Active site-engineered bifunctional electrocatalysts of ternary spinel oxides, M0.1Ni0.9Co2O4 (M: Mn, Fe, Cu, Zn) for the air electrode of rechargeable zinc–air batteries

Abstract

Discovering efficient and cost-effective catalysts for rechargeable metal–air batteries is one of the major scientific challenges in future energy storage/conversion technologies because of the sluggish kinetics of the oxygen evolution reaction (OER) and oxygen reduction reaction (ORR).
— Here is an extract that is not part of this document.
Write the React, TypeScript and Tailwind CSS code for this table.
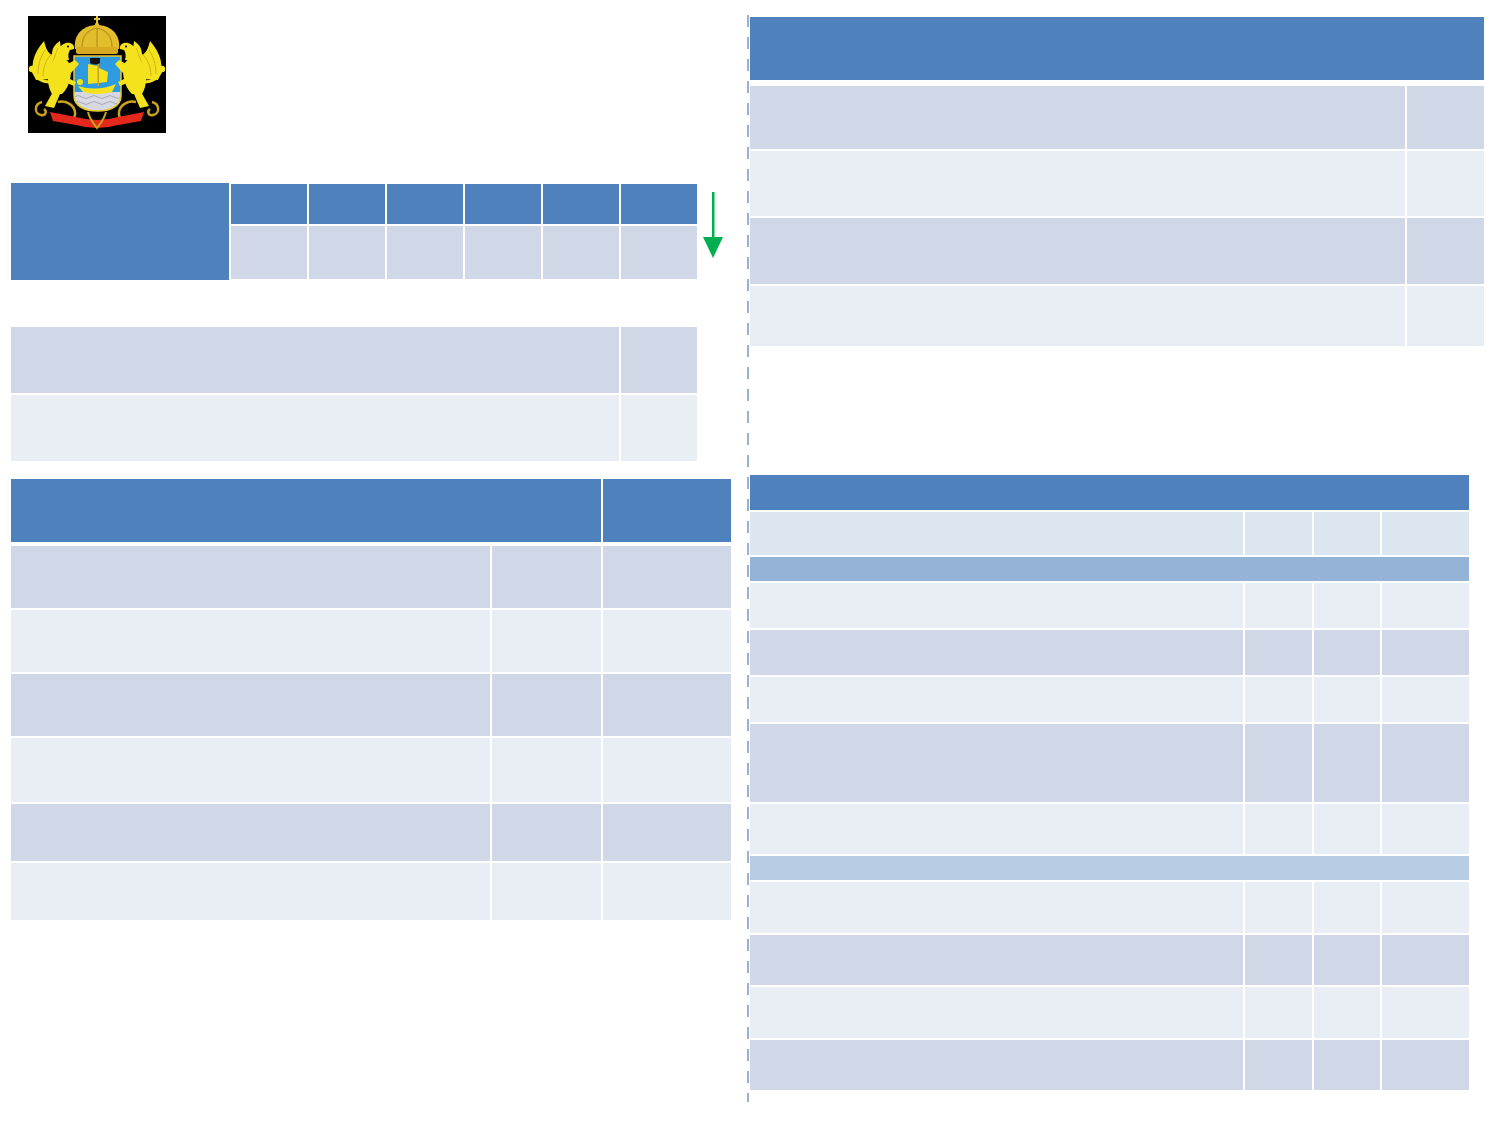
const HEAD = "bg-[#4f81bd]";
const DARK = "bg-[#d0d8e8]";
const LIGHT = "bg-[#e9edf4]";

function Griffin() {
  return (
    <g fill="#f4e21c">
      <path d="M8 64 C1 52 5 37 16 25 C18 33 20 37 24 39 C24 32 27 28 32 25 C34 37 31 52 24 63 Z" />
      <path d="M10 58 C10 48 13 40 17 34 M15 60 C15 50 19 42 24 38 M21 60 C23 50 26 42 30 32" stroke="#c9a21c" strokeWidth="0.8" fill="none" />
      <path d="M28 44 C27 36 31 29 38 27 C43 26 47 29 46 33 L42 34 C40 37 40 40 41 44 Z" />
      <circle cx="40" cy="30.5" r="1" fill="#000" />
      <path d="M27 42 C34 40 43 44 43 54 C43 64 40 72 34 78 L24 78 C19 70 19 58 22 50 Z" />
      <path d="M38 49 L47 44 L51 48 L43 57 Z" />
      <path d="M40 62 L48 66 L46 70 L39 67 Z" />
      <path d="M26 74 L17 90 L26 92 L32 78 Z" />
      <path d="M22 66 C14 66 8 62 5 55" stroke="#f4e21c" strokeWidth="3" fill="none" />
      <circle cx="4" cy="53" r="3.2" />
      <path d="M14 86 C6 88 6 98 13 99 C18 100 19 95 16 93" stroke="#c9a21c" strokeWidth="2.5" fill="none" />
      <path d="M30 86 C38 84 46 89 47 96 C48 103 41 106 37 102" stroke="#c9a21c" strokeWidth="2.5" fill="none" />
      <path d="M22 96 L48 101 L48 109 L25 105 Z" fill="#e4281c" />
    </g>
  );
}

function CoatOfArms() {
  return (
    <svg width="138" height="117" viewBox="0 0 138 117">
      <rect width="138" height="117" fill="#000" />
      <defs>
        <clipPath id="shield">
          <path d="M46 40 H93 V80 C93 90 82 95 69.5 95 C57 95 46 90 46 80 Z" />
        </clipPath>
      </defs>
      {/* crown */}
      <rect x="68" y="0" width="2" height="8" fill="#e8c830" />
      <rect x="66" y="2" width="6" height="2" fill="#e8c830" />
      <circle cx="69" cy="9" r="2.2" fill="#e8c830" />
      <path d="M47 33 C45 17 57 9 69 9 C81 9 93 17 91 33 Z" fill="#e2bd2c" />
      <path d="M54 31 C54 20 60 14 69 12 M84 31 C84 20 78 14 69 12 M69 12 V31" stroke="#b8901c" strokeWidth="1.2" fill="none" />
      <rect x="48" y="31" width="42" height="7" rx="2" fill="#d8aa22" />
      {/* shield */}
      <g clipPath="url(#shield)">
        <rect x="46" y="38" width="48" height="60" fill="#2e9be0" />
        <rect x="46" y="76" width="48" height="22" fill="#d6d8e2" />
        <path d="M46 81 Q50 78 54 81 T62 81 T70 81 T78 81 T86 81 T94 81 M46 87 Q50 84 54 87 T62 87 T70 87 T78 87 T86 87 T94 87" stroke="#a8acb8" strokeWidth="1" fill="none" />
        <path d="M60 48 L70 50 L70 67 L60 68 Z" fill="#f4e21c" />
        <path d="M71 52 L80 56 L79 66 L71 67 Z" fill="#f4e21c" />
        <rect x="69.5" y="44" width="1.5" height="26" fill="#c9a21c" />
        <path d="M50 70 Q69 76 88 68 L84 76 Q69 80 55 76 Z" fill="#f4e21c" />
        <circle cx="52" cy="66" r="3" fill="#f4e21c" />
        <path d="M62 42 H72 V47 Q67 50 62 47 Z" fill="#111" />
      </g>
      <path d="M46 40 H93 V80 C93 90 82 95 69.5 95 C57 95 46 90 46 80 Z" fill="none" stroke="#e8c830" strokeWidth="1.5" />
      <Griffin />
      <g transform="translate(138,0) scale(-1,1)">
        <Griffin />
      </g>
      <path d="M48 101 Q69 107 90 101 L90 109 Q69 115 48 109 Z" fill="#e4281c" />
      <path d="M60 96 C62 104 66 108 69 112 C72 108 76 104 78 96" stroke="#c9a21c" strokeWidth="2" fill="none" />
    </svg>
  );
}

function DownArrow() {
  return (
    <svg width="20" height="66" viewBox="0 0 20 66">
      <rect x="9" y="0" width="2.5" height="48" fill="#00b050" />
      <polygon points="0,45 20,45 10,66" fill="#00b050" />
    </svg>
  );
}

const t3Rows = [62, 62, 62, 64, 57, 57];
const t4Rows = [63, 65, 66, 60];

type Row = { h: number; kind: "dark" | "light" | "first" | "sec1" | "sec2" };
const t5Rows: Row[] = [
  { h: 43, kind: "first" },
  { h: 24, kind: "sec1" },
  { h: 45, kind: "light" },
  { h: 45, kind: "dark" },
  { h: 45, kind: "light" },
  { h: 78, kind: "dark" },
  { h: 50, kind: "light" },
  { h: 24, kind: "sec2" },
  { h: 51, kind: "light" },
  { h: 50, kind: "dark" },
  { h: 51, kind: "light" },
  { h: 50, kind: "dark" },
];

function rowBg(kind: Row["kind"]) {
  if (kind === "dark") return "bg-[#d0d8e8]";
  if (kind === "light") return "bg-[#e9edf4]";
  if (kind === "first") return "bg-[#dce6f1]";
  if (kind === "sec1") return "bg-[#95b3d7]";
  return "bg-[#b8cce4]";
}

export default function App() {
  return (
    <div className="w-[1500px] h-[1125px] bg-white flex font-['Liberation_Sans',sans-serif]">
      {/* Left column */}
      <div className="w-[747px] pl-[11px] pt-[16px] flex flex-col">
        <div className="ml-[17px]">
          <CoatOfArms />
        </div>

        {/* Table 1 */}
        <div className="mt-[50px] flex items-start">
          <div className="flex gap-[2px]">
            <div className={`w-[218px] h-[97px] ${HEAD}`} />
            <div className="mt-[1px] grid grid-cols-[repeat(6,76px)] grid-rows-[40px_53px] gap-[2px]">
              {Array.from({ length: 6 }).map((_, i) => (
                <div key={`h${i}`} className={HEAD} />
              ))}
              {Array.from({ length: 6 }).map((_, i) => (
                <div key={`d${i}`} className={DARK} />
              ))}
            </div>
          </div>
          <div className="ml-[6px] mt-[9px]">
            <DownArrow />
          </div>
        </div>

        {/* Table 2 */}
        <div className="mt-[47px] w-[686px] grid grid-cols-[608px_76px] grid-rows-[66px_66px] gap-[2px]">
          <div className={DARK} />
          <div className={DARK} />
          <div className={LIGHT} />
          <div className={LIGHT} />
        </div>

        {/* Table 3 */}
        <div className="mt-[18px] w-[720px] flex flex-col">
          <div className="flex gap-[2px]">
            <div className={`w-[590px] h-[63px] ${HEAD}`} />
            <div className={`w-[128px] h-[63px] ${HEAD}`} />
          </div>
          <div className="mt-[4px] flex flex-col gap-[2px]">
            {t3Rows.map((h, i) => (
              <div key={i} className="grid grid-cols-[479px_109px_128px] gap-[2px]" style={{ height: h }}>
                <div className={i % 2 === 0 ? DARK : LIGHT} />
                <div className={i % 2 === 0 ? DARK : LIGHT} />
                <div className={i % 2 === 0 ? DARK : LIGHT} />
              </div>
            ))}
          </div>
        </div>
      </div>

      {/* Divider */}
      <div className="mt-[15px] w-[2px] h-[1087px] bg-[repeating-linear-gradient(to_bottom,#9bb2cf_0px,#9bb2cf_12px,transparent_12px,transparent_22px)]" />

      {/* Right column */}
      <div className="pl-[1px] pt-[17px] flex flex-col">
        {/* Table 4 */}
        <div className="w-[734px] flex flex-col">
          <div className={`h-[63px] ${HEAD}`} />
          <div className="mt-[6px] flex flex-col gap-[2px]">
            {t4Rows.map((h, i) => (
              <div key={i} className="grid grid-cols-[655px_77px] gap-[2px]" style={{ height: h }}>
                <div className={i % 2 === 0 ? DARK : LIGHT} />
                <div className={i % 2 === 0 ? DARK : LIGHT} />
              </div>
            ))}
          </div>
        </div>

        {/* Table 5 */}
        <div className="mt-[129px] w-[719px] flex flex-col gap-[2px]">
          <div className={`h-[35px] ${HEAD}`} />
          {t5Rows.map((r, i) =>
            r.kind === "sec1" || r.kind === "sec2" ? (
              <div key={i} className={rowBg(r.kind)} style={{ height: r.h }} />
            ) : (
              <div key={i} className="grid grid-cols-[493px_67px_66px_87px] gap-[2px]" style={{ height: r.h }}>
                <div className={rowBg(r.kind)} />
                <div className={rowBg(r.kind)} />
                <div className={rowBg(r.kind)} />
                <div className={rowBg(r.kind)} />
              </div>
            )
          )}
        </div>
      </div>
    </div>
  );
}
Based on the octahedral site preference energy (OSPE) model, engineering the active sites of ternary M_0.1Ni_0.9Co₂O₄ for the OER and ORR in alkaline solutions is demonstrated in this work. From the X-ray photoelectron spectroscopy (XPS) and OSPE models, Fe-doped NiCo₂O₄ (Fe_0.1Ni_0.9Co₂O₄) provides the highest Co²⁺/Co³⁺ ratio and the lowest Ni²⁺/Ni³⁺ ratio, leading to enhanced electrocatalytic activities toward both the OER and ORR in alkaline electrolytes from rotating ring disk voltammograms. In addition, all ternary oxides are examined as bifunctional electrocatalysts for the air electrode of rechargeable zinc–air batteries using the polarization curves of the ORR and OER in 6 M KOH in ambient air. The full-cell configuration using a Fe_0.1Ni_0.9Co₂O₄-coated air electrode exhibits a maximum power density of 150 mW cm⁻² at a current density of 250 mA cm⁻² in ambient air and facilitates long-term cycling stability (over 66.7 h at 10 mA cm⁻²). These results confirm the excellent bifunctional electrocatalytic activity of Fe_0.1Ni_0.9Co₂O₄, which is considered to be a practical catalyst for the air electrode of rechargeable Zn–air batteries.